Au moment où l'on jugeait Paul Simon dépassé, bon à ranger au magasin des souvenirs nostalgiques des années 60 et 70, éliminé d'office par les vidéo-stars et les synthétiseurs, il publie en 1986 Graceland, album révolutionnaire, qui deviendra la pierre angulaire de la world music. Inspiré par la découverte du mbaqanga, musique sud-africaine extrêmement populaire, Paul Simon va collaborer avec le guitariste Ray Phiri et son groupe Stimela ainsi qu'avec Ladysmith Black Mambazo, sur un album inouï dans tous les sens du terme, sur lequel interviennent également Linda Ronstadt, Adrian Belew, Rockin'Dopsie, Los Lobos et ses idoles, les Everly Brothers. C'est que Paul Simon essaie en fait de recréer, internationalement, trente ans plus tard, le phénomène auquel il avait assisté aux États-Unis dans les années 50, et qui avait conduit à la naissance du rock'n'roll. D'où ce titre à la fois elvisien et théologique : Graceland. Véritable phénomène, numéro un universel, qui génère ses propres classiques (« The Boy In The Bubble », « Graceland », « Homeless », « You Can Call Me Al »), l'album triomphe grâce à ses mélodies irrésistibles, ses tempos contagieux, ses vocaux admirables et sa capacité à transcender les genres. La tournée qui s'ensuit (avec Miriam Makeba et Hugh Masekela) portera la bonne nouvelle world autour du monde, avant que ne se pose l'inévitable question : et maintenant ?
Explorateur.
La réponse, donnée par Milton Nascimento sur le parking d'un studio de Los Angeles, est au Brésil. Où Simon enregistrera, entre Rio et Bahia, moult voix et percussions, auxquelles il adjoindra musiciens sud-africains, camerounais (la bande de Manu Dibango : Vincent N'Guini, Armand Sebal-Lecco, etc.) et américains (dont J. J. Cale, Kim Wilson et les Brecker Brothers) pour donner naissance à The Rhythm Of The Saints en 1990. Beaucoup moins percutant que Graceland, cet album élégant et rêveur constituera une déception pour tous ceux qui attendaient un second chef-d'œuvre. La tournée Born At The Right Time, elle, effacera toute restriction, faisant de la nouvelle fusion folk mondiale de Paul Simon la véritable musique des années 90, celle de la fin d'un monde, celui qu'on avait connu jusqu'alors.
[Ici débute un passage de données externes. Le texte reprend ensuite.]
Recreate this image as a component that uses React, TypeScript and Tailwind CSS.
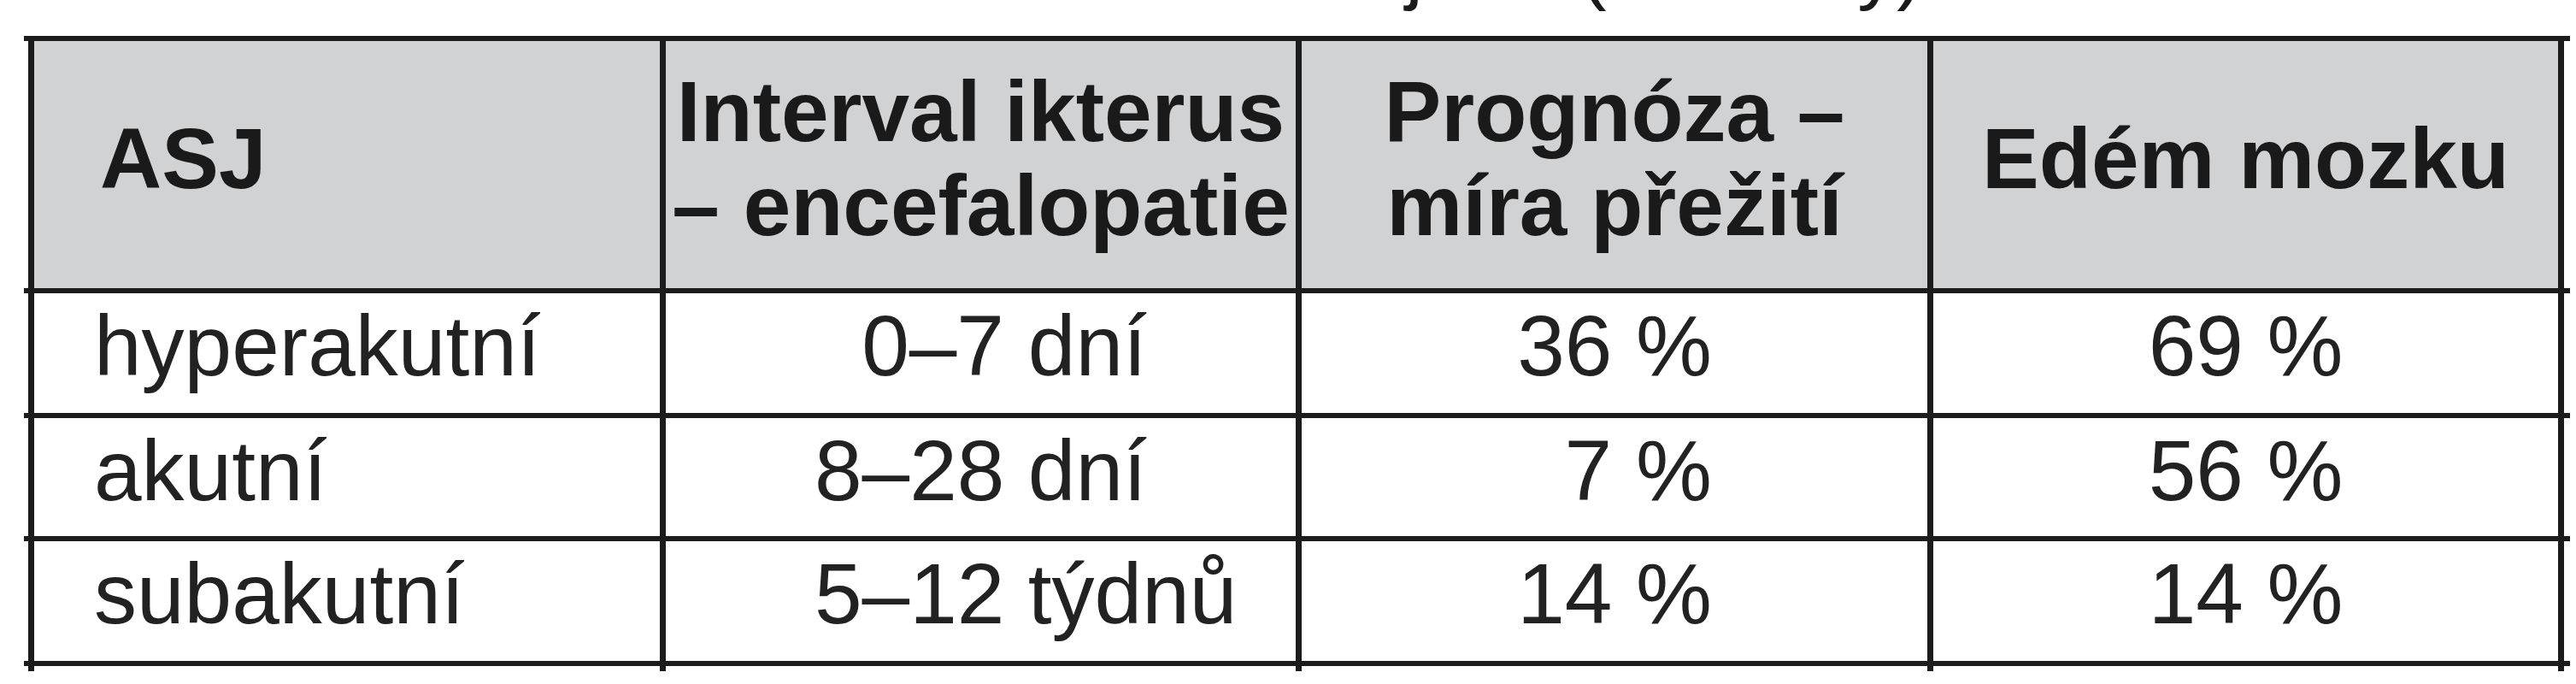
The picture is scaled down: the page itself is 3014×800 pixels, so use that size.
const rows = [
  { name: 'hyperakutní', range: '0–7', unit: 'dní', survival: '36', edema: '69', h: 'h-[146px]' },
  { name: 'akutní', range: '8–28', unit: 'dní', survival: '7', edema: '56', h: 'h-[144px]' },
  { name: 'subakutní', range: '5–12', unit: 'týdnů', survival: '14', edema: '14', h: 'h-[146px]' },
]

function Percent({ value }: { value: string }) {
  return (
    <div className="w-full text-center">
      <span className="inline-block w-[111px] text-right">{value}</span> %
    </div>
  )
}

export default function App() {
  return (
    <div className="w-[3014px] h-[800px] bg-white overflow-hidden text-[#1a1a1a] font-['Liberation_Sans',Arial,sans-serif]">
      {/* caption line, cut off by the top edge */}
      <div className="h-[42px] overflow-hidden">
        <p className="-mt-[84px] pr-[764px] text-right text-[92px] leading-none">
          Tab. 1. Klasifikace akutního selhání jater (O'Grady)
        </p>
      </div>

      <div className="ml-[28px] w-[2979px]">
        {/* header */}
        <div className="h-[295px] flex pl-[5px] pr-[7px] border-t-[6px] border-[#1c1c1c] text-[100px] leading-[110px] font-bold">
          <div className="w-[739px] border-l-[7px] border-[#1c1c1c] bg-[#d1d2d4] flex items-center pb-[15px] pl-[77px]">
            ASJ
          </div>
          <div className="w-[744px] border-l-[7px] border-[#1c1c1c] bg-[#d1d2d4] flex items-center justify-center pb-[15px] text-center">
            <span>
              Interval ikterus
              <br />– encefalopatie
            </span>
          </div>
          <div className="w-[739px] border-l-[7px] border-[#1c1c1c] bg-[#d1d2d4] flex items-center justify-center pb-[15px] text-center">
            <span>
              Prognóza –
              <br />
              míra přežití
            </span>
          </div>
          <div className="w-[745px] border-x-[7px] border-[#1c1c1c] bg-[#d1d2d4] flex items-center justify-center pb-[15px] text-center">
            Edém mozku
          </div>
        </div>

        {rows.map((row) => (
          <div
            key={row.name}
            className={`${row.h} flex pl-[5px] pr-[7px] border-t-[6px] border-[#1c1c1c] text-[100px] leading-[100px] text-[#222]`}
          >
            <div className="w-[739px] border-l-[7px] border-[#1c1c1c] pt-[11px] pl-[70px]">{row.name}</div>
            <div className="w-[744px] border-l-[7px] border-[#1c1c1c] pt-[11px] pl-[174px] whitespace-nowrap">
              <span className="inline-block w-[222px] text-right">{row.range}</span> {row.unit}
            </div>
            <div className="w-[739px] border-l-[7px] border-[#1c1c1c] pt-[11px]">
              <Percent value={row.survival} />
            </div>
            <div className="w-[745px] border-x-[7px] border-[#1c1c1c] pt-[11px]">
              <Percent value={row.edema} />
            </div>
          </div>
        ))}

        {/* bottom rule with the column lines running a little past it */}
        <div className="h-[12px] flex pl-[5px] pr-[7px] border-t-[6px] border-[#1c1c1c]">
          <div className="w-[739px] border-l-[7px] border-[#1c1c1c]" />
          <div className="w-[744px] border-l-[7px] border-[#1c1c1c]" />
          <div className="w-[739px] border-l-[7px] border-[#1c1c1c]" />
          <div className="w-[745px] border-x-[7px] border-[#1c1c1c]" />
        </div>
      </div>
    </div>
  )
}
Point d'orgue, le 15 août 1991, ce remake du concert à Central Park où Simon sans Garfunkel attire 500 000 personnes pour l'enregistrement d'un album live (Paul Simon's Concert In The Park) qui ne connaîtra malheureusement pas le même écho que son précédent de dix ans, bien que sa pertinence fût tout autre.
Le boxeur de Broadway
Remarié à la chanteuse Edie Brickell, qu'il produit désormais, Paul Simon l'explorateur sait que son avenir dépend exclusivement de sa capacité à écrire de nouvelles chansons qui capturent l'imagination et la réalité quotidienne de ses auditeurs, où qu'ils soient. Le “boxeur” a racheté le Brill Building, cet immeuble de Broadway où il côtoyait à ses débuts les plus grands compositeurs américains des années 50 et qu'il rêvait alors de rejoindre. C'est fait depuis belle lurette, précisément grâce à son sens aigu de l'histoire et de la géographie. Si son activité artistique se ralentit au cours des années 90, il s'attèle néanmoins à la réalisation d'une comédie musicale, The Capeman jouée en 1998 à Broadway, puis revient sur le devant de la scène avec le remarquable « You're the One »à l'automne 2000. Sort ensuite en 2006 le plus anecdotique Surprise.